Jeff Wall: „Transit“
Häufig macht Jeff Wall Vancouver zum Schauplatz seiner Fotos. Seine Dresdner Soloschau „Transit“ konzentriert sich auf die Themen des Übergangs und der Veränderung – wofür nicht nur Walls kanadische Heimatstadt, sondern auch der Ausstellungsort prototypisch ist. Die Werkauswahl in der Dresdner Kunsthalle umfasst 26 Arbeiten – Großbilddias in Leuchtkästen, Schwarz-Weiß- und Farbfotografien – und gibt einen Überblick über Walls Schaffen von den 80er-Jahren bis heute. Mit dem Schwarz-Weiß-Medium arbeitet der Künstler erst seit Mitte der 90er-Jahre. Für Walls spezifische Ästhetik – die Bilder sind präzise und nach vielen kunsthistorischen Vorbildern arrangiert, wirken jedoch wie „aus der Hüfte geschossen“ – bietet „Two eat from bag“ ein typisches Beispiel. Da wurde kein Stück altes Zeitungspapier wirklich achtlos hingeworfen – so zufällig die Szenerie auch aussehen mag.
Kunsthalle im Lipsiusbau, Dresden, bis 19. September


Hans-Peter Feldmann: „Kunstausstellung“
Parkscheiben, Mikroskope, Frauenknie, Sonnenuntergänge, Colaflaschen, Schuhe: Hans-Peter Feldmanns Fotoserien und Arrangements gefundener Objekte kommen neuzeitlichen Wunderkammern gleich. Der 1941 geborene Künstler bringt Ordnung ins Chaos unserer Existenz, indem er Bilder und Dinge findet und zusammenstellt – im Sinne eines kollektiven Gedächtnisses. Bilder gehören allen, davon ist der Künstler überzeugt. Zur großen Werkschau in der Kunsthalle seiner Heimatstadt Düsseldorf, die einen Bogen über vier Jahrzehnte spannt, gehören die Installation „Schattenspiel“, die Porträtserie „100 Jahre“ – für die Feldmann 101 Menschen aus seinem Familien- und Bekanntenkreis fotografierte – und ein riesiger Papierflieger, eine neue Arbeit auf dem Boden des Kinosaals.
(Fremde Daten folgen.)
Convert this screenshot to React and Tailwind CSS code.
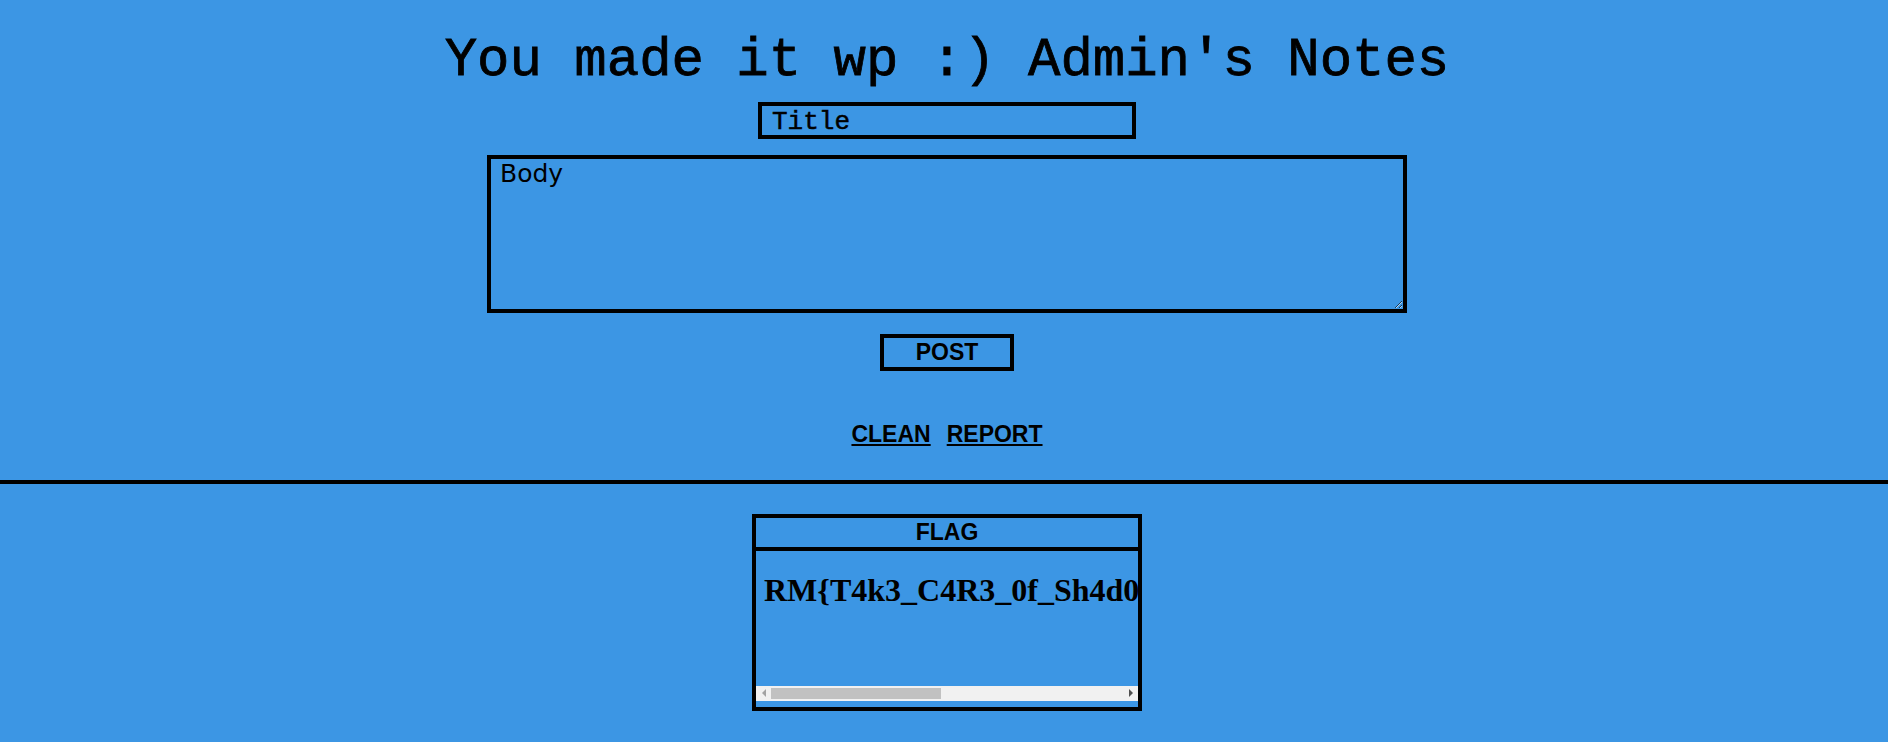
export default function App() {
  return (
    <div className="min-h-screen bg-[#3c96e4] text-black">
      <div className="flex flex-col items-center pl-[6px]">
        <h1 className="mt-[30px] text-[54px] leading-[61px] font-normal font-['Liberation_Mono',monospace] [-webkit-text-stroke:0.8px_black]">
          You made it wp :) Admin's Notes
        </h1>

        {/* New note */}
        <form className="flex flex-col items-center" onSubmit={(e) => e.preventDefault()}>
          <input
            type="text"
            placeholder="Title"
            className="mt-[11px] h-[37px] w-[378px] border-4 border-black bg-transparent px-[10px] pt-[3px] text-[26px] font-['Liberation_Mono',monospace] placeholder:text-black outline-none [-webkit-text-stroke:0.5px_black]"
          />
          <textarea
            placeholder="Body"
            className="mt-[16px] h-[158px] w-[920px] border-4 border-black bg-transparent px-[9px] pt-0 text-[25px] leading-[29px] font-['DejaVu_Sans',sans-serif] placeholder:text-black outline-none"
          />
          <button
            type="submit"
            className="mt-[21px] h-[37px] w-[134px] border-4 border-black bg-transparent text-[23px] font-bold leading-none font-['Liberation_Sans',Arial,sans-serif]"
          >
            POST
          </button>
        </form>

        <div className="mt-[46px] flex gap-[16px] text-[23px] font-bold font-['Liberation_Sans',Arial,sans-serif]">
          <a href="#" className="underline">CLEAN</a>
          <a href="#" className="underline">REPORT</a>
        </div>
      </div>

      <hr className="mt-[28px] border-0 border-t-4 border-black" />

      {/* Flag */}
      <div className="flex justify-center pl-[6px]">
        <div className="mt-[30px] w-[390px] border-4 border-black">
          <div className="h-[33px] border-b-4 border-black text-center text-[23px] font-bold leading-[29px] font-['Liberation_Sans',Arial,sans-serif]">
            FLAG
          </div>
          <div className="h-[135px] overflow-hidden">
            <h1 className="mt-[21px] whitespace-nowrap pl-[8px] text-[32px] font-bold leading-[normal] font-['Liberation_Serif',serif]">
              RM{"{"}T4k3_C4R3_0f_Sh4d0w_D0M_4nd_1ts_c00k13s_pl5{"}"}
            </h1>
          </div>
          {/* horizontal scrollbar */}
          <div className="mb-[6px] flex h-[15px] items-center bg-[#f1f1f1]">
            <div className="flex w-[15px] justify-center">
              <div className="h-0 w-0 border-y-[4px] border-r-[4px] border-y-transparent border-r-[#a3a3a3]" />
            </div>
            <div className="h-[11px] w-[170px] bg-[#c1c1c1]" />
            <div className="flex-1" />
            <div className="flex w-[15px] justify-center">
              <div className="h-0 w-0 border-y-[4px] border-l-[4px] border-y-transparent border-l-[#505050]" />
            </div>
          </div>
        </div>
      </div>
    </div>
  );
}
Kunsthalle Düsseldorf, bis 22. August

„Zelluloid – Film ohne Kamera“
Jenseits moderner Computeranimation gibt es noch eine andere, archaische Methode, Filme ohne Kamera herzustellen: das Malen direkt auf den Filmstreifen, das Zerkratzen oder chemische Behandeln der Filmemulsion. Als Pioniere des direct film gelten der Neuseeländer Len Lye und der Schotte Norman McLaren, deren seit Mitte der 30er-Jahre geschaffene Arbeiten für nachfolgende Filmkünstler wegweisend wurden. Die Überblicksausstellung in der Schirn Kunsthalle schlägt mit 21 Künstlern einen Bogen von der Frühzeit dieses Genres bis heute. Neben den Vätern des cameraless -film sind Künstler wie der baskische Maler José Antonio Sistiaga oder Dieter Roth vertreten. Die Kalifornierin Jennifer West, bei der die Materialexperimente zu Performances werden, steht für die Renaissance des direkt bearbeiteten Films). Absinth, Aphrodisiaka, Autoreifen: West hat Filmstreifen schon mit allem Mцglichen traktiert.